There are ten Receivers-General (Apodectae), elected by lot, one from each tribe. These officers receive the tablets, and strike off the instalments as they are paid, in the presence of the Council in the Council-chamber, and give the tablets back to the public clerk. If any one fails to pay his instalment, a note is made of it on the tablet; and he is bound to pay double the amount of the deficiency, or, in default, to be imprisoned. The Council has full power by the laws to exact these payments and to inflict this imprisonment. They receive all the instalments, therefore, on one day, and portion the money out among the magistrates; and on the next day they bring up the report of the apportionment, written on a wooden notice-board, and read it out in the Council-chamber, after which they ask publicly in the Council whether any one knows of any malpractice in reference to the apportionment, on the part of either a magistrate or a private individual, and if any one is charged with malpractice they take a vote on it.
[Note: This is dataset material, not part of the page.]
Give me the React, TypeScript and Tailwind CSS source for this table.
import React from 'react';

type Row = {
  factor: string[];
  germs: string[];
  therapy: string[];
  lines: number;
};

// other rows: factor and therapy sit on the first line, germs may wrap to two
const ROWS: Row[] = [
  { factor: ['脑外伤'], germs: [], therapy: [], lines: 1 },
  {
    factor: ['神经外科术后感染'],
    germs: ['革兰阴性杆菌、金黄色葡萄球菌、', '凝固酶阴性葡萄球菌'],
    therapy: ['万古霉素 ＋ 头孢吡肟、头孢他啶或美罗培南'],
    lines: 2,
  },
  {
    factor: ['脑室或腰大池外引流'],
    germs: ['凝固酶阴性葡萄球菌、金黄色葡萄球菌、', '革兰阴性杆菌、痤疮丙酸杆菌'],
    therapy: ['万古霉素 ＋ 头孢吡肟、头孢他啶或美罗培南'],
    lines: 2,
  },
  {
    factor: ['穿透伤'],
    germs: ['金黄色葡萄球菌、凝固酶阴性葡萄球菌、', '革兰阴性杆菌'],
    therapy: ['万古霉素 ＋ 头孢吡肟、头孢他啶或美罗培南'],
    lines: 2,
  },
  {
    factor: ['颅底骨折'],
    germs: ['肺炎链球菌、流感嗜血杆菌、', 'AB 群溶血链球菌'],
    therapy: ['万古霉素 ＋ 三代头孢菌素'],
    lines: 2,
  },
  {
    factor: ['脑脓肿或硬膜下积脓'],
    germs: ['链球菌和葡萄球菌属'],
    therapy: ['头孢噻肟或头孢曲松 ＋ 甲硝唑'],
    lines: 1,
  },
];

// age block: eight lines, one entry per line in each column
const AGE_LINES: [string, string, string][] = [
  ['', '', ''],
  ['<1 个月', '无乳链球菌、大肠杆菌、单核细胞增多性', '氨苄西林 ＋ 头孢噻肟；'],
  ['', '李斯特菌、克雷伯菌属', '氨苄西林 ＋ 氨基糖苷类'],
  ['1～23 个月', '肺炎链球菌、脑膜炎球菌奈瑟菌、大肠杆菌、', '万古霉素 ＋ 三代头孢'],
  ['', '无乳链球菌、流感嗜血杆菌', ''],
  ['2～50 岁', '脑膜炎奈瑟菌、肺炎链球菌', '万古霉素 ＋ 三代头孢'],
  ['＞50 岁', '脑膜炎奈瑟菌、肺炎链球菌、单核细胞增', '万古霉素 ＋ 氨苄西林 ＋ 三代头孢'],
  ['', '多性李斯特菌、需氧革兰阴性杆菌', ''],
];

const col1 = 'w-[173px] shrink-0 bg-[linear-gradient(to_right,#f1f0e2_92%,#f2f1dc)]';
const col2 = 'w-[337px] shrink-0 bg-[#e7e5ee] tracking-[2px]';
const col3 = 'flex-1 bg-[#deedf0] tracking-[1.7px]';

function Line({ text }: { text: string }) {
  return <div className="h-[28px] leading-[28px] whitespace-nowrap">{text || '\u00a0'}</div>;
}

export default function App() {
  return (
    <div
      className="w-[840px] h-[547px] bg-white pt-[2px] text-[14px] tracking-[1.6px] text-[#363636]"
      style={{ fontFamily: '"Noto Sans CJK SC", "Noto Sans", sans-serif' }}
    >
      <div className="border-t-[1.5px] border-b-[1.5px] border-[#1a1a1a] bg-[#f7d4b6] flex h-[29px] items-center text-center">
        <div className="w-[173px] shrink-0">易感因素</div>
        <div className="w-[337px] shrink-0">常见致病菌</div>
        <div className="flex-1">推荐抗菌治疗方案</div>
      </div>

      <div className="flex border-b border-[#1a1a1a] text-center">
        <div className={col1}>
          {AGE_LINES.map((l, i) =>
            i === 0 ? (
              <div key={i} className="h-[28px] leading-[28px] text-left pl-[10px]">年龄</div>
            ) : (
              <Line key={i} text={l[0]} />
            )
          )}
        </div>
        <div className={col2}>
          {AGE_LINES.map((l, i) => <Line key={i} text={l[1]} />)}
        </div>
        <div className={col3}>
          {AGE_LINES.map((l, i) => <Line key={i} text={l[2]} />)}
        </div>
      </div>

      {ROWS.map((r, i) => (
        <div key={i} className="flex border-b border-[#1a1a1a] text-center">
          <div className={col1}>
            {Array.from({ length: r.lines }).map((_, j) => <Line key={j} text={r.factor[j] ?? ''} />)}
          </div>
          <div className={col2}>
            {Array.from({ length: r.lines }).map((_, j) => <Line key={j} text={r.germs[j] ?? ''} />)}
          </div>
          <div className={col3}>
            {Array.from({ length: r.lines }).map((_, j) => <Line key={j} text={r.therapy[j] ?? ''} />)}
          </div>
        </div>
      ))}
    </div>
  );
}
The Council also elects ten Auditors (Logistae) by lot from its own members, to audit the accounts of the magistrates for each prytany. They also elect one Examiner of Accounts (Euthunus) by lot from each tribe, with two assessors (Paredri) for each examiner, whose duty it is to sit at the ordinary market hours, each opposite the statue of the eponymous hero of his tribe; and if any one wishes to prefer a charge, on either public or private grounds, against any magistrate who has passed his audit before the law-courts, within three days of his having so passed, he enters on a whitened tablet his own name and that of the magistrate prosecuted, together with the malpractice that is alleged against him. He also appends his claim for a penalty of such amount as seems to him fitting, and gives in the record to the Examiner. The latter takes it, and if after reading it he considers it proved he hands it over, if a private case, to the local justices who introduce cases for the tribe concerned, while if it is a public case he enters it on the register of the Thesmothetae. Then, if the Thesmothetae accept it, they bring the accounts of this magistrate once more before the law-court, and the decision of the jury stands as the final judgement.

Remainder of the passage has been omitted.